#### WHAT TO WORK ON:
Identify and copy all lines of the material where the string "that" is found.

#### MATERIAL:
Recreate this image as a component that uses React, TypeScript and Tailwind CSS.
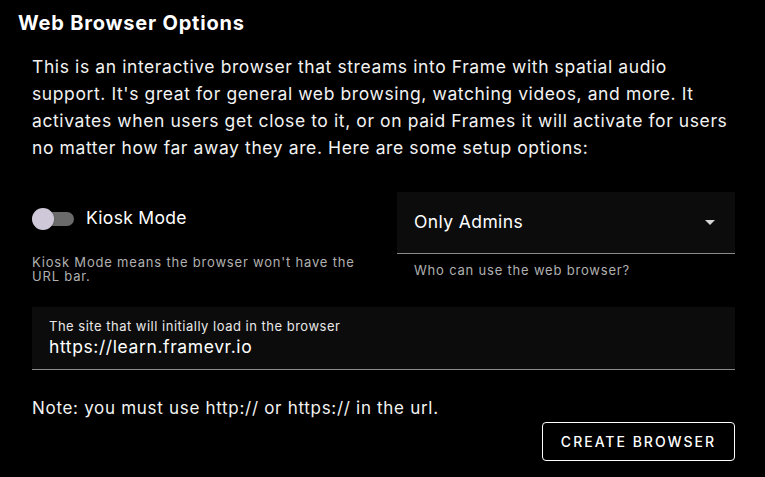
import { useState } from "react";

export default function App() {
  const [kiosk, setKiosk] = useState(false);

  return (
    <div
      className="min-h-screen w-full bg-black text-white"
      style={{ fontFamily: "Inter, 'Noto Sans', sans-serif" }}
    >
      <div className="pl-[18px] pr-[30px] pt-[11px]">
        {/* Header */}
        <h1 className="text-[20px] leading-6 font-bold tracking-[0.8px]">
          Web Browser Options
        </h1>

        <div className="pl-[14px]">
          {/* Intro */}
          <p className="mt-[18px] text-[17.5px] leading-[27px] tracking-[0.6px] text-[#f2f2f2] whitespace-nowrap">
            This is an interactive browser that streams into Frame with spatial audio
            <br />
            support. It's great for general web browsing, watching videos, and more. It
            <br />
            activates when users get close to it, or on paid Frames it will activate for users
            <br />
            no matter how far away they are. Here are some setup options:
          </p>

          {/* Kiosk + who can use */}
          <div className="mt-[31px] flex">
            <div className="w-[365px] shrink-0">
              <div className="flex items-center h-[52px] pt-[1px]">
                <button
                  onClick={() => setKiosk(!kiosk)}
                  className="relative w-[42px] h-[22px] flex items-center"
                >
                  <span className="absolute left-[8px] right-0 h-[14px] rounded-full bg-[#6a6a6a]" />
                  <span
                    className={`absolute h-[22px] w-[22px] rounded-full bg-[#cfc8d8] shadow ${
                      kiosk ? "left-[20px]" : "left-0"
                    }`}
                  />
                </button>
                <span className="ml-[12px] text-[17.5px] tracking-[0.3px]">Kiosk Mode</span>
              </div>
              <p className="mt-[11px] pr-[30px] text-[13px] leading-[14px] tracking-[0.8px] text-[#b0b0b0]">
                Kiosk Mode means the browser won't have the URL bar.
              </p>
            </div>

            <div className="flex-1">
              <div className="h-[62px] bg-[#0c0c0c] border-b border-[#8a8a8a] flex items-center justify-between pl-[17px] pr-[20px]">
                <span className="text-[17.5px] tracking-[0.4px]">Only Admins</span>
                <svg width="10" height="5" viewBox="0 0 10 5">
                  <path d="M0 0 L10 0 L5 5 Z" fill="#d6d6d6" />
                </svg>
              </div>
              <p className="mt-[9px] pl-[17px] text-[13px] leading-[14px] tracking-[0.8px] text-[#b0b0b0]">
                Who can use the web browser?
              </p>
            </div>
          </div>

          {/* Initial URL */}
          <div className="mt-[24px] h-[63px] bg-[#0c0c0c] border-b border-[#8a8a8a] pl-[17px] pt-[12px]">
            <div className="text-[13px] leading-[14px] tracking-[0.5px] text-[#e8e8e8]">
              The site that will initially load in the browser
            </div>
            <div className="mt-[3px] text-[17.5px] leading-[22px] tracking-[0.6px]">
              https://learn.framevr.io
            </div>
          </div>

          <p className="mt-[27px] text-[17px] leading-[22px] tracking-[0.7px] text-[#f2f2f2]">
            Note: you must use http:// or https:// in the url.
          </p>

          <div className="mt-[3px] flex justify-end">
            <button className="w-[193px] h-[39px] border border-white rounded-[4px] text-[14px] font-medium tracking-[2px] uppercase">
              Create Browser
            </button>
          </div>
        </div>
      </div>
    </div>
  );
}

#### COMPLETE ANSWER:
Recreate this image as a component that uses React, TypeScript and Tailwind CSS.
            This is an interactive browser that streams into Frame with spatial audio
              The site that will initially load in the browser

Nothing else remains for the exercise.